And even after walking with Jesus for quite a while I still find that when it comes to prayer, I’m a learner. I still feel like such a rookie sometimes. I’ve learned a lot about prayer, but I still also have a long way to go. But that is how everyone feels about prayer. It’s like asking Jacques Cousteau how much he knows about the ocean.

But as important as prayer is, it is also pretty difficult, isn’t it?

What makes it difficult is that it can feel like more of a duty than something that we actually enjoy. We can get bored with prayer. It is easy to get distracted and our mind drifts during prayer and we can’t remember if we ended it or just started thinking about something else. Sometimes we don’t know what to pray about or if we do, we can’t find the words. Sometimes we don’t pray very long. “I’m going to spend the next 10 minutes in prayer”, then after 30 seconds you’ve prayed for everything you can think of and the next nine and a half minutes are just a blank. When you pray have you ever heard yourself getting redundant, praying the same things over and over and over again and using the same words? (Lord Jesus??)

If you struggle, you’re in good company. The disciples weren’t sure about prayer either.

GOD

Everyone who is a follower of Jesus, began their relationship with a prayer.  And just as it starts with a prayer, the Christian life is sustained with prayer.  And so it is true that a Christian life is a prayer life. 

The Bible teaches 2 main points when it comes to prayer.  That prayer is about relationship and prayer is about partnership.  There is a favorite story of mine in the Old Testament that illustrates that well.

2 Kings 19:9-19
Now Sennacherib received a report that Tirhakah, the king of Cush, was marching out to fight against him. So he again sent messengers to Hezekiah with this word: “Say to Hezekiah king of Judah: Do not let the god you depend on deceive you when he says, ‘Jerusalem will not be given into the hands of the king of Assyria.’ Surely you have heard what the kings of Assyria have done to all the countries, destroying them completely. And will you be delivered? Did the gods of the nations that were destroyed by my predecessors deliver them—the gods of Gozan, Harran, Rezeph and the people of Eden who were in Tel Assar? Where is the king of Hamath or the king of Arpad? Where are the kings of Lair, Sepharvaim, Hena and Ivvah?”
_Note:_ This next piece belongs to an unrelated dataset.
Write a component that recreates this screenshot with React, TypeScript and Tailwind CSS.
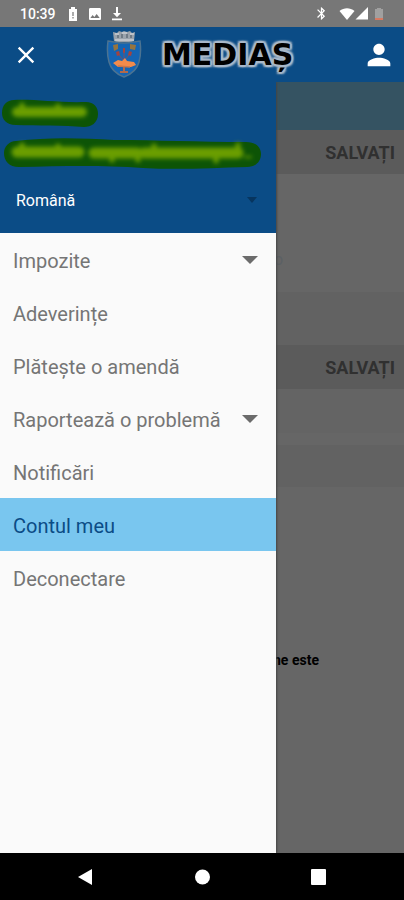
import { MdBluetooth, MdClose, MdImage, MdPerson } from "react-icons/md";

interface MenuItem {
  label: string;
  expandable?: boolean;
  active?: boolean;
}

const menuItems: MenuItem[] = [
  { label: "Impozite", expandable: true },
  { label: "Adeverințe" },
  { label: "Plătește o amendă" },
  { label: "Raportează o problemă", expandable: true },
  { label: "Notificări" },
  { label: "Contul meu", active: true },
  { label: "Deconectare" },
];

function StatusBar() {
  return (
    <div className="flex h-[27px] items-center justify-between bg-[#777777] px-5 text-white">
      <div className="flex items-center">
        <span className="w-12 text-sm font-medium">10:39</span>
        <svg className="h-4 w-[10px]" viewBox="0 0 10 16" fill="currentColor">
          <path d="M3 1h4v2h2v12H1V3h2z" />
          <path d="M4.4 6h1.2v4H4.4zM4.4 11h1.2v1.4H4.4z" fill="#777777" />
        </svg>
        <MdImage className="ml-[9px] h-4 w-4" />
        <svg className="ml-2 h-4 w-3" viewBox="0 0 12 16" fill="currentColor">
          <path d="M5 1h2v6h3l-4 4.2L2 7h3zM1 12.6h10v1.6H1z" />
        </svg>
      </div>
      <div className="flex items-center">
        <MdBluetooth className="h-[15px] w-[15px]" />
        <svg className="ml-[10px] h-4 w-4" viewBox="0 0 16 16" fill="currentColor">
          <path d="M0.5 5C5 1.2 11 1.2 15.500 5L8 14z" />
        </svg>
        <svg className="h-4 w-[14px]" viewBox="0 0 14 16" fill="currentColor">
          <path d="M13 1v12.500H0.500z" />
        </svg>
        <svg className="ml-[5px] h-4 w-[10px]" viewBox="0 0 10 16">
          <path d="M3 2h4v1h2v9H1V3h2z" fill="#a0a0a0" />
          <path d="M1 12h8v2H1z" fill="#d77a62" />
        </svg>
      </div>
    </div>
  );
}

function CoatOfArms() {
  return (
    <svg className="h-[50px] w-9" viewBox="0 0 36 50">
      <path d="M7 2l4 1 2-2 3 1 2-1 3 1 3-1 2 2 3-1-1 9-2 1H10l-2-1z" fill="#9aa3ac" />
      <path d="M11 5h2v3h-2zM15 4h2v4h-2zM20 4h2v4h-2zM24 5h2v3h-2z" fill="#6f7b86" />
      <path d="M9 4h4M16 3h5M24 4h4M9 10h19" stroke="#c9cdd1" strokeWidth="1.500" />
      <path
        d="M2 11l6 1q10 2 20 0l6-1c1 8 1 14-1 21-2 8-7 12-15 15C10 44 5 40 3 32 1 25 1 19 2 11z"
        fill="#1565b3"
        stroke="#4c7391"
        strokeWidth="1.500"
      />
      <path d="M7 15l5-1v5l-4 2zM24 14l6 1-1 5-5-1z" fill="#96743f" />
      <path d="M17 18h2v5h-2zM10 22l3-1 1 4-3 1zM23 21l3 1-1 4-3-1z" fill="#a4433f" />
      <path d="M13 25l4 5M18 22v8M23 25l-4 5" stroke="#74506a" strokeWidth="1" />
      <path d="M7 33l5-3 4 1 3-3 2 3 7 1 2 3-5 2H12z" fill="#f28b4b" />
      <path d="M12 36l12 1" stroke="#c9764a" strokeWidth="1.500" />
      <path d="M18 37v4M14 42h8" stroke="#b0694b" strokeWidth="2" />
    </svg>
  );
}

function Header() {
  return (
    <header className="flex h-[55px] items-center bg-[#0b4c86] px-3 text-white">
      <button type="button" aria-label="Închide" className="h-7 w-7">
        <MdClose className="h-7 w-7" />
      </button>
      <div className="flex flex-1 items-center gap-5 pl-[66px]">
        <CoatOfArms />
        <h1 className="font-['DejaVu_Sans',sans-serif] text-[30px] font-bold leading-10 text-black [text-shadow:2px_0_1px_#a9b9c9,-2px_0_1px_#a9b9c9,0_2px_1px_#a9b9c9,0_-2px_1px_#a9b9c9,2px_2px_2px_#a9b9c9,-2px_-2px_2px_#a9b9c9,2px_-2px_2px_#a9b9c9,-2px_2px_2px_#a9b9c9]">
          MEDIAȘ
        </h1>
      </div>
      <button type="button" aria-label="Cont">
        <MdPerson className="-mr-1 h-[34px] w-[34px]" />
      </button>
    </header>
  );
}

// Account name and e-mail are covered by a marker stroke
function HiddenAccount() {
  return (
    <svg className="block h-[94px] w-[276px]" viewBox="0 0 276 94" role="img" aria-label="Cont ascuns">
      <defs>
        <filter id="smudge" x="-10%" y="-50%" width="120%" height="200%">
          <feGaussianBlur stdDeviation="2" />
        </filter>
      </defs>
      <path
        d="M14 18c20-1 45 3 72 2 8 0 12 5 12 12 0 9-7 13-14 13-20-2-46-1-68-2C6 43 2 37 2 31c0-8 5-13 12-13z"
        fill="#0d5406"
      />
      <path
        d="M16 59c32-4 65-3 98-1 44 0 82 2 132 2 10 0 15 5 15 12 0 8-6 13-14 13-35 1-70 3-104 1-40-3-80-2-124-1-10 0-15-6-15-14 0-6 5-12 12-12z"
        fill="#0d5406"
      />
      <g fill="none" stroke="#6a9e00" strokeLinecap="round" filter="url(#smudge)">
        <path d="M17 30h65" strokeWidth="10" />
        <path d="M22 23v8M58 24v8" strokeWidth="5" />
        <path d="M17 70h62M94 71h42M144 71h94" strokeWidth="11" />
        <path d="M22 63v8M58 64v8M112 73v5M138 68v10M154 64v6M216 72v7M238 63v8" strokeWidth="5" />
        <path d="M245 75h6" strokeWidth="2" />
      </g>
    </svg>
  );
}

function Drawer() {
  return (
    <aside className="absolute inset-y-0 left-0 flex w-[276px] flex-col bg-[#fafafa] shadow-[1px_0_2px_#444444]">
      <div className="h-[151px] bg-[#0b4c86]">
        <HiddenAccount />
        <div className="relative px-4">
          <select
            aria-label="Limba"
            className="block h-12 w-full appearance-none bg-transparent pt-px text-base text-white"
          >
            <option>Română</option>
          </select>
          <svg
            className="pointer-events-none absolute right-[19px] top-[21px] h-[6px] w-[10px]"
            viewBox="0 0 10 6"
            fill="#07355f"
          >
            <path d="M0 0h10L5 6z" />
          </svg>
        </div>
      </div>
      <nav>
        {menuItems.map((item) => (
          <a
            key={item.label}
            href="#"
            className={`flex h-[53px] items-center justify-between pl-[13px] pr-[18px] pt-0.5 text-xl ${
              item.active ? "bg-[#79c6ef] text-[#0b4c86]" : "text-[#757575]"
            }`}
          >
            {item.label}
            {item.expandable && (
              <svg className="mb-0.5 h-2 w-4" viewBox="0 0 16 8" fill="#6b6b6b">
                <path d="M0 0h16L8 8z" />
              </svg>
            )}
          </a>
        ))}
      </nav>
    </aside>
  );
}

function SaveRow() {
  return (
    <div className="flex h-11 items-center justify-end bg-[#5b5b5b] pr-[9px] pt-0.5">
      <button type="button" className="text-lg font-bold text-[#303030]">
        SALVAȚI
      </button>
    </div>
  );
}

function AccountPage() {
  return (
    <main className="flex flex-1 flex-col bg-[#666666]">
      <div className="h-12 bg-[#355362]" />
      <SaveRow />
      <div className="h-[118px] pt-[74px] pl-[274px] text-base text-[#5b6064]">o</div>
      <div className="h-[53px] bg-[#626262]" />
      <SaveRow />
      <div className="h-11 bg-[#646464]" />
      <div className="mt-3 h-[42px] bg-[#626262]" />
      <p className="mt-[163px] pl-[273px] text-sm font-bold text-black">ne este</p>
    </main>
  );
}

function NavigationBar() {
  return (
    <div className="flex h-[47px] items-center justify-around bg-black px-7 text-white">
      <button type="button" aria-label="Înapoi">
        <svg className="h-4 w-4" viewBox="0 0 16 16" fill="currentColor">
          <path d="M0 8L14 0v16z" />
        </svg>
      </button>
      <button type="button" aria-label="Acasă">
        <svg className="h-4 w-4" viewBox="0 0 16 16" fill="currentColor">
          <circle cx="8.500" cy="8" r="7.500" />
        </svg>
      </button>
      <button type="button" aria-label="Recente">
        <svg className="h-4 w-4" viewBox="0 0 16 16" fill="currentColor">
          <rect x="1" width="15" height="16" rx="1" />
        </svg>
      </button>
    </div>
  );
}

export default function App() {
  return (
    <div className="flex min-h-screen flex-col font-['Roboto',sans-serif]">
      <StatusBar />
      <Header />
      <div className="relative flex flex-1 flex-col overflow-hidden">
        <AccountPage />
        <Drawer />
      </div>
      <NavigationBar />
    </div>
  );
}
Anybody here facing an impossible challenge and there’s no solution? Maybe it’s a relational challenge and there’s no solution. Maybe it’s an illness that you have. Perhaps it’s a financial challenge. Maybe the impossible thing you’re facing is anatomy in school, or a possible meltdown with your parents. What is in your life that has no solution? That’s the moment Hezekiah was in.

2 Kings 19:14-16
Hezekiah received the letter from the messengers and read it. Then he went up to the temple of the Lord and spread it out before the Lord. And Hezekiah prayed to the Lord: “Lord, the God of Israel, enthroned between the cherubim, you alone are God over all the kingdoms of the earth. You have made heaven and earth. Give ear, Lord, and hear; open your eyes, Lord, and see; listen to the words Sennacherib has sent to ridicule the living God.

He went up to the Lord’s temple and spread this letter out before the Lord. He didn’t call a strategic planning meeting. He didn’t try to rally some allies. He brought the letter directly to God. Maybe some of us need to do the same thing. Maybe some of us need to take the letter before God and spread it out before him.  Maybe it’s a divorce document and we think there’s no possible way this can be resolved. Maybe it’s a rejection letter, some sort of doctor’s report or troublesome email. Would you have the courage to bring this letter to God as Hezekiah took his letter and laid it before God?  God knew what was in that letter before Hezekiah did. But I think God loves it when we get specific and we say, “God, here’s the exact letter, here’s the exact threat, the exact problem, and challenge that I’m laying before you.

2 Kings 19:17-19
“It is true, Lord, that the Assyrian kings have laid waste to these nations and their lands. They have thrown their gods into the fire and destroyed them, for they were not gods but only wood and stone, fashioned by human hands. Now, Lord our God, deliver us from his hand, so that all the kingdoms of the earth may know that you alone, Lord, are God.”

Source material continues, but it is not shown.